Image segmentation of Intracerebral hemorrhage patients based on enhanced hunger Games search Optimizer

•An enhanced Hunger Games Search algorithm (SCHGS) is proposed for cerebral hemorrhage images segmentation.•Slime mould position update mechanism and chaotic optimal solution variation are introduced.•The superior performance of the proposed method is verified by comparison with competitive peers.•An accurate SCHGS-based Kapur’s entropy multi-threshold image segmentation method is proposed. Medical diseases seriously affect human life and health, and a segmentation model that can effectively support doctors in making the correct diagnoses of medical disease images is needed. Multi-threshold image segmentation is famous for its simplicity and ease of implementation, but the choice of its threshold combination affects its performance, and traditional optimization algorithms fall into local optimality with significant time consumption when solving such problems. Therefore, metaheuristic algorithms have been applied to this field, but many have drawbacks, such as slow convergence, easy prematureness, and unbalanced performance when performing threshold selection. For instance, the Hunger Games Search (HGS) algorithm proposed last year is unsatisfactory regarding convergence accuracy and speed.

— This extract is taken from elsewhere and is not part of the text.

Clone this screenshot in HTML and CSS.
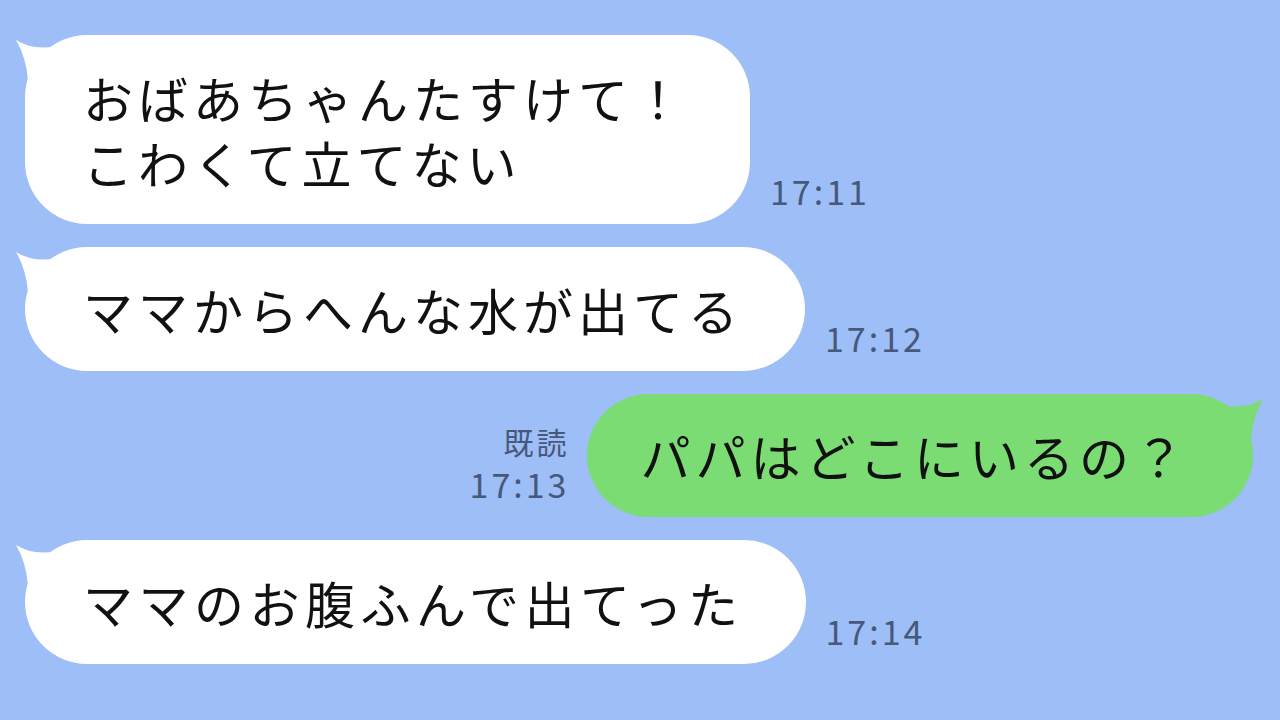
FILE: index.html
```html
<!DOCTYPE html>
<html>
<head>
<meta charset="utf-8" />
<title>トーク</title>
<link rel="stylesheet" href="styles.css">
</head>
<body>

<div class="chat">

  <div class="row">
    <div class="bubble">
      <svg class="tail" width="40" height="45" viewBox="0 0 40 45"><path d="M0 5 Q18 16 40 11 L40 45 L12 45 Q10 22 0 5 Z" /></svg>
      <p>おばあちゃんたすけて！<br>こわくて立てない</p>
    </div>
    <div class="meta">17:11</div>
  </div>

  <div class="row">
    <div class="bubble">
      <svg class="tail" width="40" height="45" viewBox="0 0 40 45"><path d="M0 5 Q18 16 40 11 L40 45 L12 45 Q10 22 0 5 Z" /></svg>
      <p>ママからへんな水が出てる</p>
    </div>
    <div class="meta">17:12</div>
  </div>

  <div class="row mine">
    <div class="meta">
      <div class="read">既読</div>
      <div>17:13</div>
    </div>
    <div class="bubble green">
      <svg class="tail" width="40" height="45" viewBox="0 0 40 45"><path d="M40 5 Q22 16 0 11 L0 45 L28 45 Q30 22 40 5 Z" /></svg>
      <p>パパはどこにいるの？</p>
    </div>
  </div>

  <div class="row">
    <div class="bubble">
      <svg class="tail" width="40" height="45" viewBox="0 0 40 45"><path d="M0 5 Q18 16 40 11 L40 45 L12 45 Q10 22 0 5 Z" /></svg>
      <p class="wide">ママのお腹ふんで出てった</p>
    </div>
    <div class="meta">17:14</div>
  </div>

</div>

</body>
</html>
```

FILE: styles.css
```css
html, body
{
    margin: 0;
    height: 100%;
}

body
{
    background-color: #9dbef6;
    font-family: "Noto Sans CJK JP", "Noto Sans", sans-serif;
    overflow: hidden;
}

.chat
{
    display: flex;
    flex-direction: column;
    gap: 23px;
    padding: 35px 27px 0 25px;
}

.row
{
    display: flex;
    align-items: flex-end;
    gap: 20px;
}

.row.mine
{
    justify-content: flex-end;
}

.bubble
{
    position: relative;
    background-color: #ffffff;
    border-radius: 62px;
    padding: 29.5px 62px 29.5px 58px;
}

.bubble.green
{
    background-color: #7bdc74;
    padding: 29px 64px 29px 54px;
}

.bubble p
{
    margin: 0;
    font-size: 50px;
    line-height: 65px;
    letter-spacing: 5px;
    color: #111111;
    white-space: nowrap;
}

.bubble p.wide
{
    letter-spacing: 5.5px;
}

.tail
{
    position: absolute;
    top: 0;
    left: -9px;
    fill: #ffffff;
}

.green .tail
{
    left: auto;
    right: -10px;
    fill: #7bdc74;
}

.meta
{
    font-size: 34px;
    line-height: 44px;
    letter-spacing: 3px;
    color: #47587a;
    margin-bottom: 11px;
}

.mine .meta
{
    text-align: right;
    margin-right: -3px;
}

.read
{
    font-size: 30px;
    line-height: 42px;
}
```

Hence, an improved HGS (SCHGS) is proposed by combining the slime mould position update mechanism and chaotic optimal solution variation. The slime position update mechanism has a powerful exploration capability, which can help HGS increase the exploration of the search space and find the optimal solution as much as possible. On the other hand, the chaotic optimal solution variation strengthens the algorithm's local exploitation ability, which can effectively avoid falling into the local optimum. The experimental results on benchmark test functions indicate that the convergence performance of SCHGS is improved by 54% compared with the original algorithm, and there is a more obvious advantage in the convergence speed. In the application of threshold selection in brain hemorrhage image segmentation, the performance of the suggested method also improves by 0.08%, 0.55%, and 0.29% according to different evaluation metrics (FSIM, PSNR, and SSIM), further demonstrating the effectiveness of SCHGS in solving image segmentation problems.